The data appendix, public data, and STATA code book (for cleaning the dataset) are also available from SSRN here. The survey includes a summary of some research into possible explanations for and consequences of medical malpractice premia: effect of med mal risk on healthcare spending, effect of med mal reform on med mal premia, effect of med mal rates on C-section rates and physician supply, effect of med mal payouts on med mal premia.

Noticeably absent from the literature they summarize, which they claim are the principle prior studies using MLM data, is any attention to or focus on market structure issues. Doubly so since there has been a consistent drop in rates over the past 15 years that is generally unexplained in the cited literature. Now, I don’t specialize in health care industry research, but I do know that in the past 15 years there has been an ongoing trend of consolidation among both health insurance companies and medical providing companies (e.g., hospital networks, physician groups, both).  I could easily hypothesize a couple potential dynamics:

  • Increased consolidation among insurance companies may lead to contractual incentives (by way of contract rates and performance measures) that affect the expected cost of med mal insurance.
  • Increased consolidation among hospital networks and physician groups leads to more consistent or standardized practices across larger populations of patients/services, thereby reducing uncertainty or volatility of medical service provision/quality and, thereby, expected cost of med mal insurance.

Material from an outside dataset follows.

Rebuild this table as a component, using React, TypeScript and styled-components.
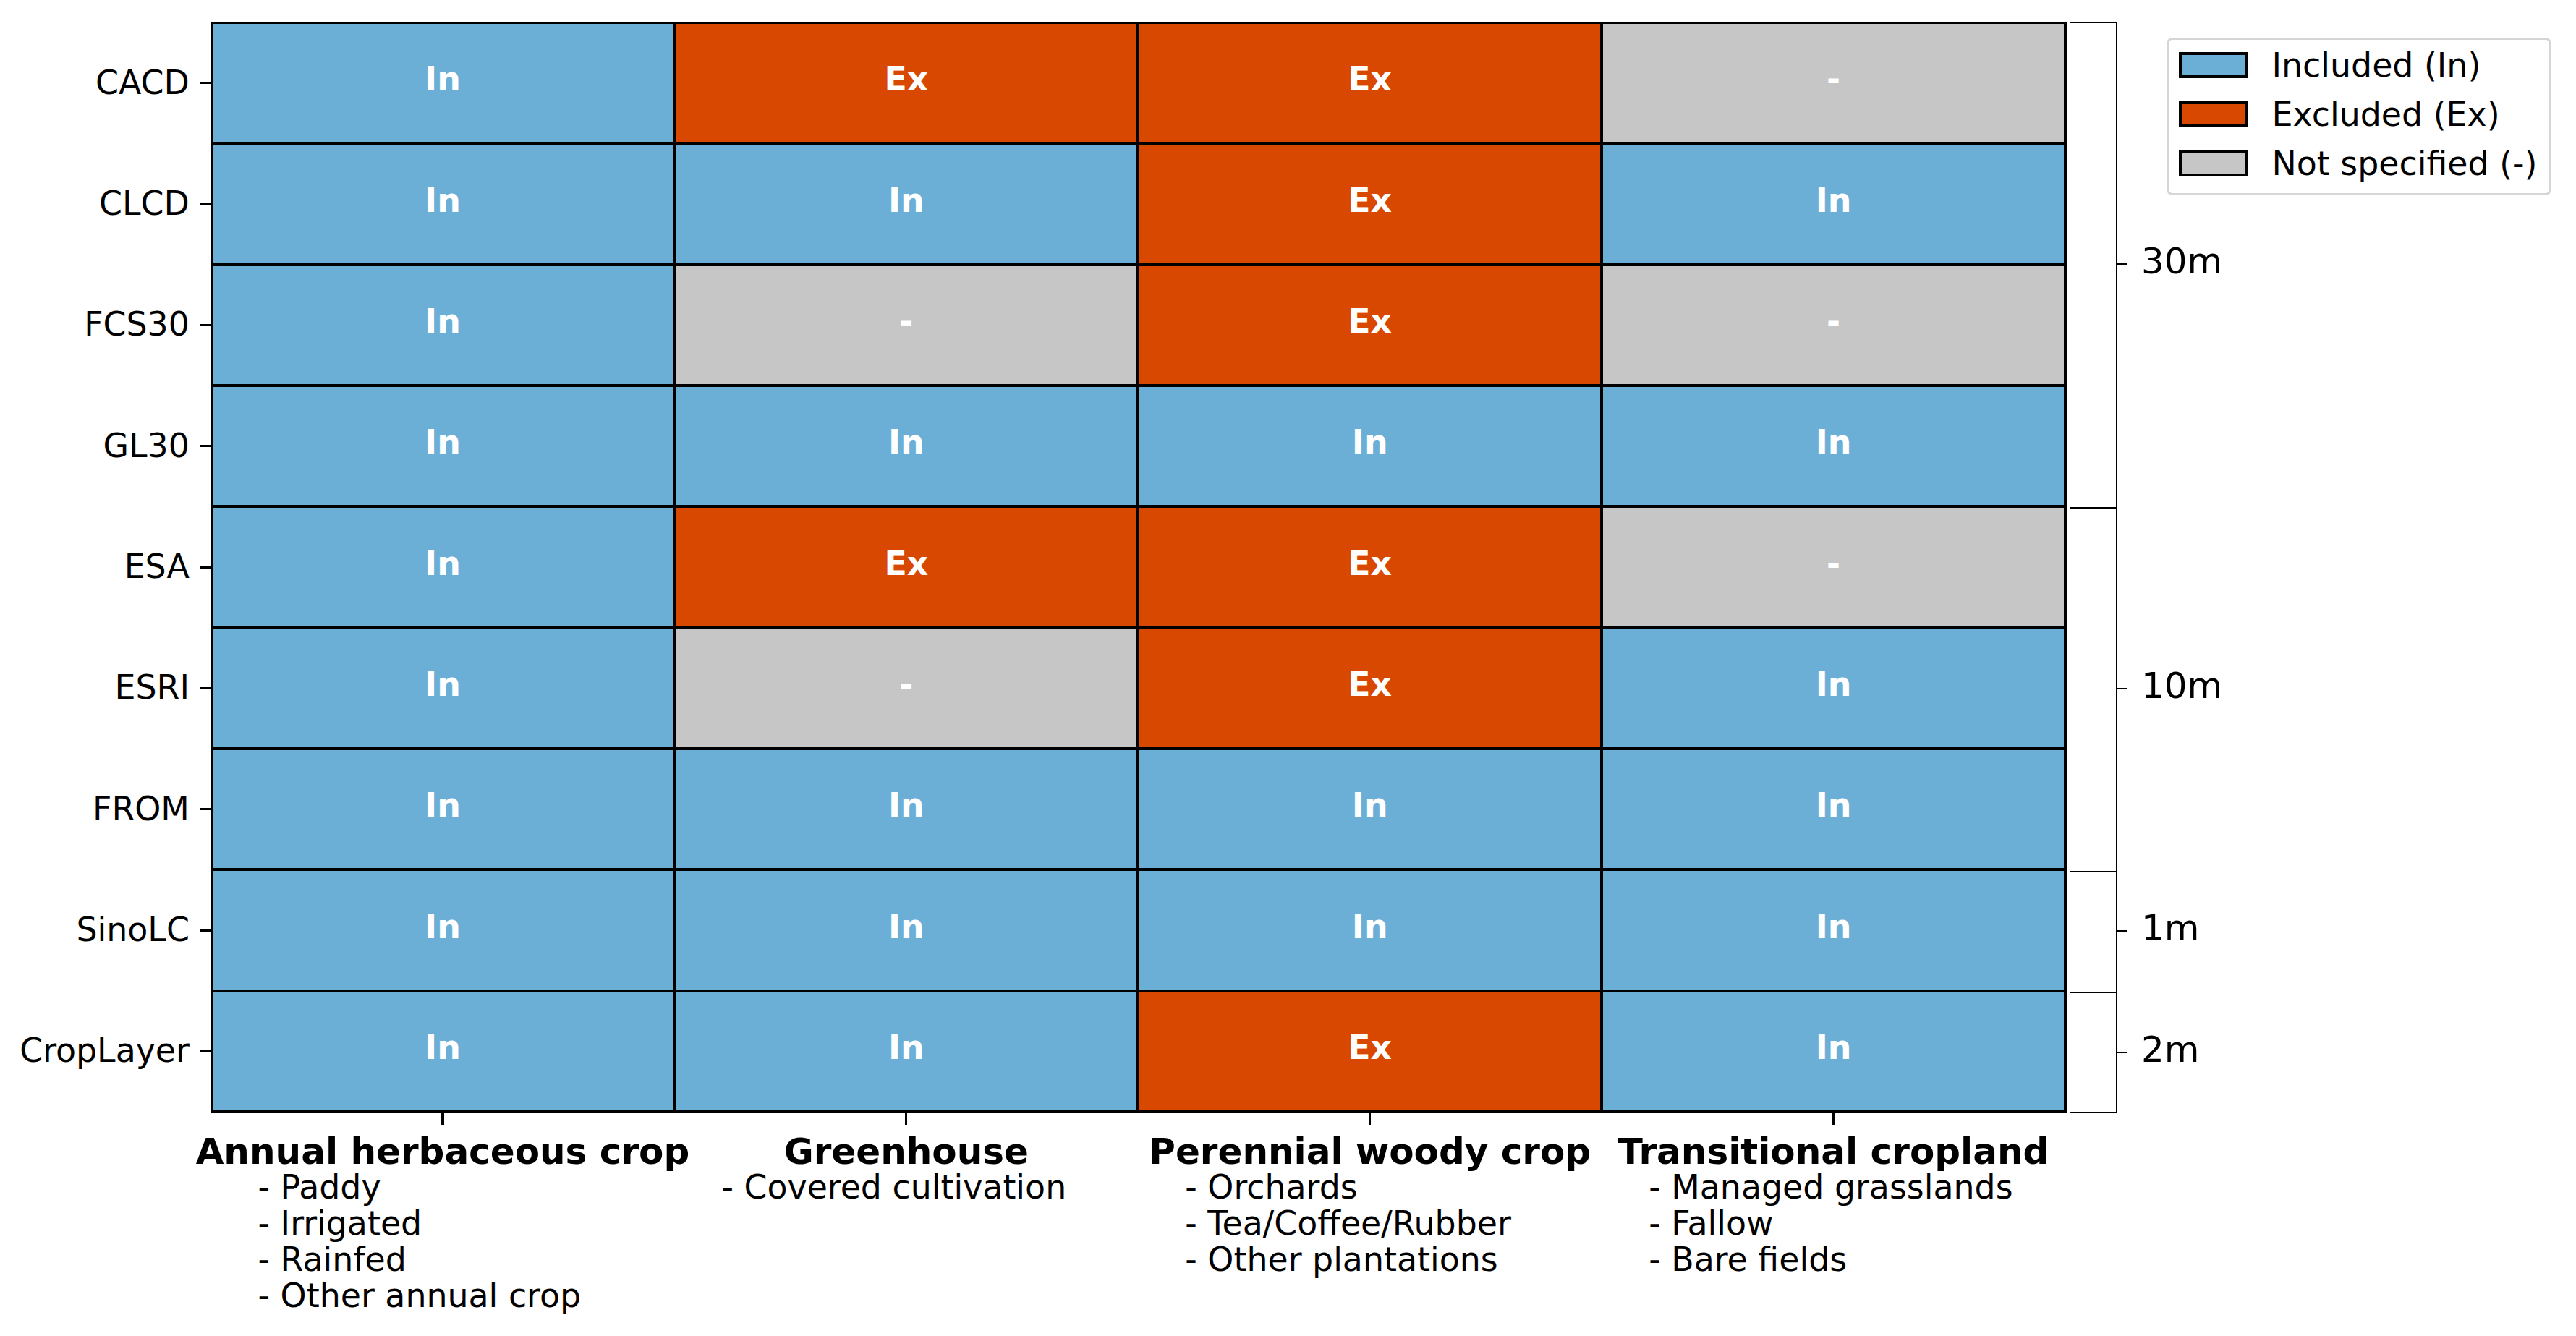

I suspect there are several potential channels, but it would seem a potentially fruitful area of research–and now there is a more convenient data set with which to play.

How mergers affect innovation…maybe?

How mergers affect innovation…maybe? published on

Justus Haucap and Joel Stiebale with the Düsseldorf Institute for Competition Economics (DICE) at the University of Düsseldorf have a recent paper analyzing the effects of mergers on innovation in the European pharmaceutical industry. The develop a model that suggests mergers reduce innovation not only in the merged firms, but among industry competitors as well. Their data bear this out, as explained in the abstract:

This papers analyses how horizontal mergers affect innovation activities of the merged entity and its non-merging competitors. We develop an oligopoly model with heterogeneous firms to derive empirically testable implications. Our model predicts that a merger is more likely to be profitable in an innovation intensive industry. For a high degree of firm heterogeneity, a merger reduces innovation of both the merged entity and non-merging competitors in an industry with high R&D intensity. Using data on horizontal mergers among pharmaceutical firms in Europe, we find that our empirical results are consistent with many predictions of the theoretical model. Our main result is that after a merger, patenting and R&D of the merged entity and its non-merging rivals declines substantially. The effects are concentrated in markets with high innovation intensity and a high degree of rm heterogeneity. The results are robust towards alternative specifications, using an instrumental variable strategy, and applying a propensity score matching estimator.

While I haven’t yet read the paper in detail, a cursory examination suggests they have ignored another possibility: mergers in high-intensity R&D industries could be a leading indicator of decreased innovation productivity (i.e., lower returns to investment in R&D). Consider that as research advances, the “low hanging fruit” are collected first before the more difficult (and lower return) investments are pursued. As companies in a high-intensity R&D industry exploit all of the low hanging fruit, particularly internally, one might expect mergers as a way of expanding the available set of lower-cost/higher-return R&D investment opportunities. Since firms are competing in the same science space, a slow-down in one firm is likely to be spuriously correlated with slowdowns throughout the industry.

“Affect” is a word of causation. To suggest that mergers cause a reduction in innovation is a strong statement–especially when paired with a merger policy implication. This may be something that bears more scrutiny since, as the authors note, the entire subject is one on which relatively little light has thus far been shed.